Prospective observational cohort study.

This study cannot be performed in another population, as the lack of knowledge
about the possible association between anemia and RBC transfusions, and the
expression of epo in gut cells, through the various levels of oxygenation is
typical for preterm infants.

Burden: All infants participating in the study are subjected to routine
neonatal intensive care. This study is an observational study, implying minimal
extra care; therefore there is minimal burden and risk associated with
participation.
First, the fecal samples will be collected from the diaper, using a scooper.
The samples will be collected during routine handling moments, so the infant
will not be disturbed. Parents will be asked to send a feces sample of their
infant around the age of three to six months post-term. They will receive a
kit, which contains a preservation buffer.
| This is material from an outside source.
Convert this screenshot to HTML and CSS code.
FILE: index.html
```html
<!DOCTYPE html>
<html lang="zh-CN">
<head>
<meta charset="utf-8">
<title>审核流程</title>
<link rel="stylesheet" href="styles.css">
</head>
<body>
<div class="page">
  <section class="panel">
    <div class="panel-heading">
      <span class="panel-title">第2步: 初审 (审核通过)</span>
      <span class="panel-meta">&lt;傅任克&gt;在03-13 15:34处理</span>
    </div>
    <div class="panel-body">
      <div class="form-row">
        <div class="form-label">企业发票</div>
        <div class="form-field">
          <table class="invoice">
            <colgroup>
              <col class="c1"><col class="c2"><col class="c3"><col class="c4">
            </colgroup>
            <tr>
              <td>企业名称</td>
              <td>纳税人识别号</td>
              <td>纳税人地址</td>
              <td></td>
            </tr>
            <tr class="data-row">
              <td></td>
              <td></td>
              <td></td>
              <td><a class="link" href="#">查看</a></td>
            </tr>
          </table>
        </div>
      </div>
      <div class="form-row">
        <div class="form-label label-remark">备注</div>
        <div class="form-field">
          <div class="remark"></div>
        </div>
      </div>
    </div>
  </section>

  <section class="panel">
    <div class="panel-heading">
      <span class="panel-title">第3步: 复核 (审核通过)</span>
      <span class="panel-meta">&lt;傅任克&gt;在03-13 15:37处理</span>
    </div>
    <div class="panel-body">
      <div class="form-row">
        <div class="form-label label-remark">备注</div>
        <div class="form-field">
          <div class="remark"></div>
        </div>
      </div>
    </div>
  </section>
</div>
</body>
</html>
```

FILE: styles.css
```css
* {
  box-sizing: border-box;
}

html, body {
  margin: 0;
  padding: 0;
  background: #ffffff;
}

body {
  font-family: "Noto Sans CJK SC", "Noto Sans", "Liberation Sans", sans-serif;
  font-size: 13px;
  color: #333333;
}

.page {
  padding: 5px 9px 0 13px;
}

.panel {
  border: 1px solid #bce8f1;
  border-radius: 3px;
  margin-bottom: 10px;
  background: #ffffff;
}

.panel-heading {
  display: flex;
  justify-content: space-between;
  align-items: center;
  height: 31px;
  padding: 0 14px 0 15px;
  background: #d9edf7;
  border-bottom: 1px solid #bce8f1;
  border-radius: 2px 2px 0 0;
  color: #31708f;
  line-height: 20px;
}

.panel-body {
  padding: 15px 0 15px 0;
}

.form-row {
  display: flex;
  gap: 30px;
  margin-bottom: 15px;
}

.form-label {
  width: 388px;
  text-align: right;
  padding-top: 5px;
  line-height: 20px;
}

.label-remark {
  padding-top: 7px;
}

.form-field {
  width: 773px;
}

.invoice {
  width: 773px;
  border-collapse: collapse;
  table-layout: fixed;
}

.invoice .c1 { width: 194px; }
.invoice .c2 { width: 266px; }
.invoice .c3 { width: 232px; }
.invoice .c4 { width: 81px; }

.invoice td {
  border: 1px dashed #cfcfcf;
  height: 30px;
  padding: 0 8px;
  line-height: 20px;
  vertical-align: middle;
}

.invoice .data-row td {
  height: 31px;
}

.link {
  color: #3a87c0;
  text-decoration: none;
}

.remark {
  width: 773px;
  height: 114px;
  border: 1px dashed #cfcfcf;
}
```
The stool sample is stable at room
temperature for months and can be send by mail.
Second, we intend to measure the epo concentration in the second week of life
to validate the DNA methylation in the fecal samples, by sampling 100
microliter extra blood, which is about three drops, only when blood will be
drawn for clinical purposes. The 100 microliter umbilical cord blood will be
sampled after birth.
Third, monitoring of cerebral and intestinal regional tissue oxygen saturation
is routine clinical care in all preterm infants admitted to the NICU at the
UMCG, and near-infrared spectroscopy (NIRS) is a continuous and non-invasive
method to use. For the purpose of this study possibly extra NIRS measurements
will be needed in the third and fourth week of life, during the time around and
after the infant receives an RBC transfusion.
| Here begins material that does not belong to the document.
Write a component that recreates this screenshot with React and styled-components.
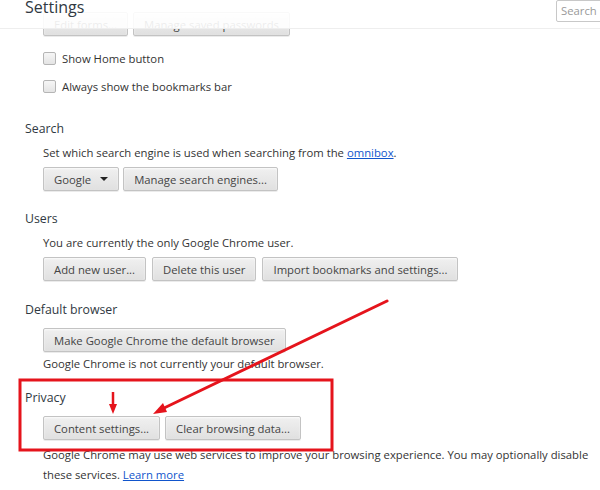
import React from "react";
import styled, { createGlobalStyle } from "styled-components";

const Global = createGlobalStyle`
  html, body { margin: 0; padding: 0; background: #fff; }
  body { font-family: "Open Sans", "Liberation Sans", sans-serif; }
`;

const Page = styled.div`
  position: relative;
  width: 600px;
  height: 490px;
  overflow: hidden;
  background: #fff;
  color: #333;
  font-size: 11.3px;
`;

const Header = styled.header`
  position: absolute;
  top: 0;
  left: 0;
  right: 0;
  height: 29px;
  background: rgba(255, 255, 255, 0.9);
  border-bottom: 1px solid #eeeeee;
  display: flex;
  align-items: flex-start;
  justify-content: space-between;
  padding-left: 25px;
  box-sizing: border-box;
  z-index: 2;
`;

const Title = styled.h1`
  margin: 0;
  margin-top: -5px;
  font-size: 16px;
  font-weight: 400;
  color: #303942;
  line-height: 24px;
`;

const SearchBox = styled.div`
  width: 60px;
  height: 22px;
  margin-right: -16px;
  border: 1px solid #c8c8c8;
  border-radius: 2px;
  box-sizing: border-box;
  padding-left: 4px;
  color: #999;
  line-height: 20px;
  font-size: 11.3px;
`;

const Content = styled.main`
  padding-top: 12px;
  padding-left: 25px;
`;

const Body = styled.div`
  padding-left: 18px;
`;

const Section = styled.section`
  margin-top: ${(p) => p.$mt ?? 18}px;
`;

const Heading = styled.h3`
  margin: 0;
  font-size: 12.3px;
  font-weight: 400;
  line-height: 20px;
  color: #303942;
`;

const Text = styled.div`
  margin-top: ${(p) => p.$mt ?? 4}px;
  line-height: 20px;
  color: #333;
`;

const Row = styled.div`
  display: flex;
  gap: ${(p) => p.$gap ?? 5}px;
  margin-top: ${(p) => p.$mt ?? 4}px;
`;

const Button = styled.button`
  height: 24px;
  box-sizing: border-box;
  padding: 0 10px;
  font-family: inherit;
  font-size: 11.3px;
  color: #444;
  border: 1px solid #c3c3c3;
  border-radius: 2px;
  background: linear-gradient(#f0f0f0, #e0e0e0);
  box-shadow: 0 1px 0 rgba(0, 0, 0, 0.08), inset 0 1px 2px rgba(255, 255, 255, 0.75);
  display: inline-flex;
  align-items: center;
  gap: 9px;
  white-space: nowrap;
`;

const Caret = styled.span`
  width: 0;
  height: 0;
  border-left: 4px solid transparent;
  border-right: 4px solid transparent;
  border-top: 4px solid #222;
`;

const CheckRow = styled.label`
  display: flex;
  align-items: center;
  height: 28px;
  gap: 6px;
`;

const Check = styled.span`
  width: 13px;
  height: 13px;
  box-sizing: border-box;
  border: 1px solid #b5b5b5;
  border-radius: 2px;
  background: linear-gradient(#f6f6f6, #e4e4e4);
`;

const Checks = styled.div`
  margin-top: 8px;
`;

const Link = styled.a`
  color: #1155cc;
  text-decoration: underline;
`;

const Annotation = styled.svg`
  position: absolute;
  inset: 0;
  pointer-events: none;
  z-index: 3;
`;

export default function App() {
  return (
    <Page>
      <Global />
      <Header>
        <Title>Settings</Title>
        <SearchBox>Search</SearchBox>
      </Header>
      <Content>
        <Body>
          <Row $mt={0}>
            <Button>Edit forms...</Button>
            <Button>Manage saved passwords</Button>
          </Row>
          <Checks>
            <CheckRow>
              <Check />
              Show Home button
            </CheckRow>
            <CheckRow>
              <Check />
              Always show the bookmarks bar
            </CheckRow>
          </Checks>
        </Body>

        <Section $mt={19}>
          <Heading>Search</Heading>
          <Body>
            <Text>
              Set which search engine is used when searching from the{" "}
              <Link>omnibox</Link>.
            </Text>
            <Row $gap={4}>
              <Button>
                Google <Caret />
              </Button>
              <Button>Manage search engines...</Button>
            </Row>
          </Body>
        </Section>

        <Section>
          <Heading>Users</Heading>
          <Body>
            <Text>You are currently the only Google Chrome user.</Text>
            <Row $gap={6}>
              <Button>Add new user...</Button>
              <Button>Delete this user</Button>
              <Button>Import bookmarks and settings...</Button>
            </Row>
          </Body>
        </Section>

        <Section $mt={19}>
          <Heading>Default browser</Heading>
          <Body>
            <Row $mt={8}>
              <Button>Make Google Chrome the default browser</Button>
            </Row>
            <Text $mt={2}>Google Chrome is not currently your default browser.</Text>
          </Body>
        </Section>

        <Section $mt={14}>
          <Heading>Privacy</Heading>
          <Body>
            <Row $mt={8}>
              <Button>Content settings...</Button>
              <Button>Clear browsing data...</Button>
            </Row>
            <Text $mt={5}>
              Google Chrome may use web services to improve your browsing experience. You may optionally disable
              these services. <Link>Learn more</Link>
            </Text>
          </Body>
        </Section>
      </Content>

      <Annotation width="600" height="490" viewBox="0 0 600 490">
        <rect x="20" y="380" width="312" height="70" fill="none" stroke="#e5141c" strokeWidth="3" />
        <line x1="387" y1="301" x2="162" y2="409" stroke="#e5141c" strokeWidth="3" strokeLinecap="round" />
        <polygon points="153,414 163,403 167,412" fill="#e5141c" />
        <line x1="113" y1="392" x2="113" y2="406" stroke="#e5141c" strokeWidth="2.5" />
        <polygon points="109,404 117,404 113,414" fill="#e5141c" />
      </Annotation>
    </Page>
  );
}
Fourth, the urinary samples will be collected non-invasively by a small gauze
in the diaper. The samples will be collected during routine handling moments,
so the infant will not be disturbed.
Fifth, evaluating GMs is a widely accepted non-invasive method to assess the
neurological neonatal outcome. Before and after the first RBC transfusion the
infant will be video-recorded for 30 minutes, and at the age of three months
(+/- 2 weeks) post-term for 10 minutes, with the infant in an actively awake
state, comfortably dressed, with uncovered arms and legs. The camera will be
placed in a way that caregivers are not hindered by the camera and do not lose
sight on the monitor. Therefore, video recording GMs will not interfere with
clinical care.

Benefits and risks: The study may provide more insight in the mechanism of the
epo regulation and expression, as a neuroprotective agent, and as a factor
influencing growth and development of the gastrointestinal tract. It may
elucidate the relation between epo regulation and expression on the one hand
and anemia and RBC transfusions and subsequent oxygenation of organs on the
other. This might be of importance for a normal neurological development and to
prevent NEC, increasing quality of life of preterm infants.